D’autres exégètes, en revanche, reconnaissent que la Géhenne n’est pas un lieu de tourments éternels. Voici ce qu’il est dit dans un ouvrage qui commente les Écritures (The New Bible Commentary, page 779): “Le mot Géhenne est la forme grécisée du nom de la vallée de Hinnom, près de Jérusalem, vallée où l’on entretenait des feux perpétuels pour consumer les détritus de la ville. C’est là une image frappante de la destruction définitive.”
Où est la vérité? Il n’y a qu’un moyen de le savoir, c’est de consulter la Bible.
Le terme “Géhenne” se rencontre douze fois dans les Écritures grecques chrétiennes, soit une fois dans la lettre de Jacques et onze fois dans des déclarations attribuées à Jésus Christ et ayant trait à un jugement de condamnation. Voici ce que disent ces passages bibliques:
“Je vous dis que quiconque continue d’être courroucé contre son frère en répondra au tribunal; mais celui qui dit à son frère un ignoble mot de mépris en répondra au Tribunal suprême; tandis que celui qui dit: ‘Fou abject!’ [qui condamne donc injustement son frère, le présentant comme un homme dépourvu de toute valeur morale] sera passible de la Géhenne de feu.” — Matthieu 5:22.
“Ne craignez pas ceux qui tuent le corps mais qui ne peuvent tuer l’âme; mais craignez plutôt celui qui peut détruire et l’âme et le corps dans la Géhenne.” — Matthieu 10:28.
“Je vais vous indiquer qui vous devez craindre: craignez celui qui, après avoir tué, a le pouvoir de jeter dans la Géhenne. Oui, je vous le dis, Celui-là, craignez-le.” — Luc 12:5.
“Malheur à vous, scribes et Pharisiens, hypocrites! parce que vous parcourez la mer et la terre ferme pour faire un prosélyte, et quand il l’est devenu, vous le rendez passible de la Géhenne deux fois plus que vous. Serpents, progéniture de vipères, comment pourrez-vous fuir le jugement de la Géhenne?” — Matthieu 23:15, 33.
“Si jamais ta main te fait trébucher, coupe-la; il est beau pour toi d’entrer estropié dans la vie, plutôt que de t’en aller avec deux mains dans la Géhenne, dans le feu inextinguible. Et si ton pied te fait trébucher, coupe-le; il est beau pour toi d’entrer boiteux dans la vie, plutôt que d’être lancé avec deux pieds dans la Géhenne. Et si ton œil te fait trébucher, jette-le; il est beau pour toi d’entrer avec un seul œil dans le royaume de Dieu, plutôt que d’être lancé avec deux yeux dans la Géhenne, où leur larve ne meurt pas et le feu ne s’éteint pas.” — Marc 9:43-48; voir aussi Matthieu 5:29, 30; 18:8, 9, qui sont des passages parallèles.

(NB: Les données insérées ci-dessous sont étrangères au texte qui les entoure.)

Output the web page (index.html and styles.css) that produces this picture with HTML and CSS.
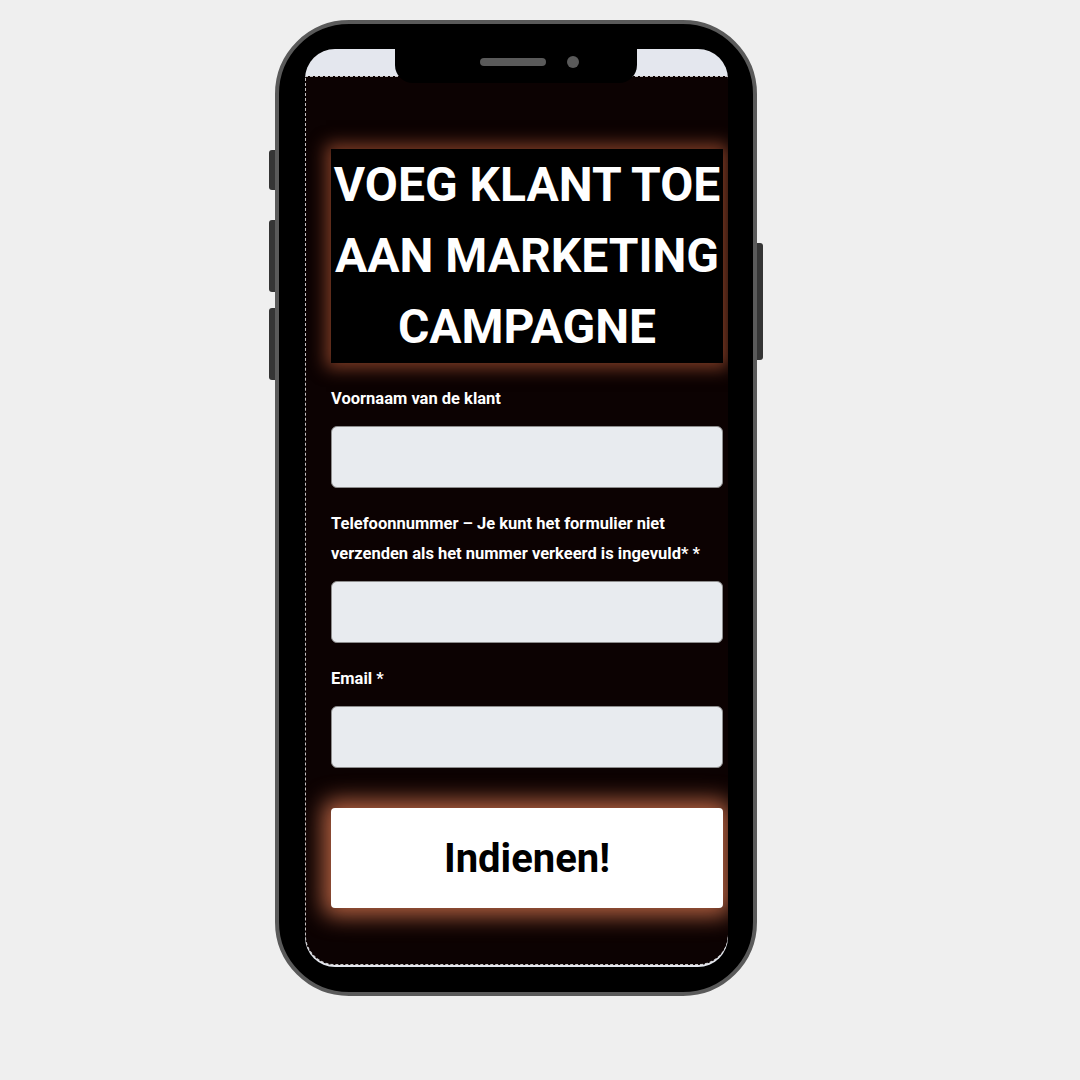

“Eh bien, la langue est un feu. La langue est constituée monde d’injustice parmi nos membres, car elle salit tout le corps et embrase la roue de la vie sur terre, et elle est embrasée par la Géhenne [c’est-à-dire que la langue, par les dégâts qu’elle peut causer, est aussi destructrice que la Géhenne; elle peut enflammer la roue de notre vie; en d’autres termes, son influence sur tout le cours de notre existence peut être telle que cela risque de nous faire mériter le jugement de la Géhenne].” — Jacques 3:6.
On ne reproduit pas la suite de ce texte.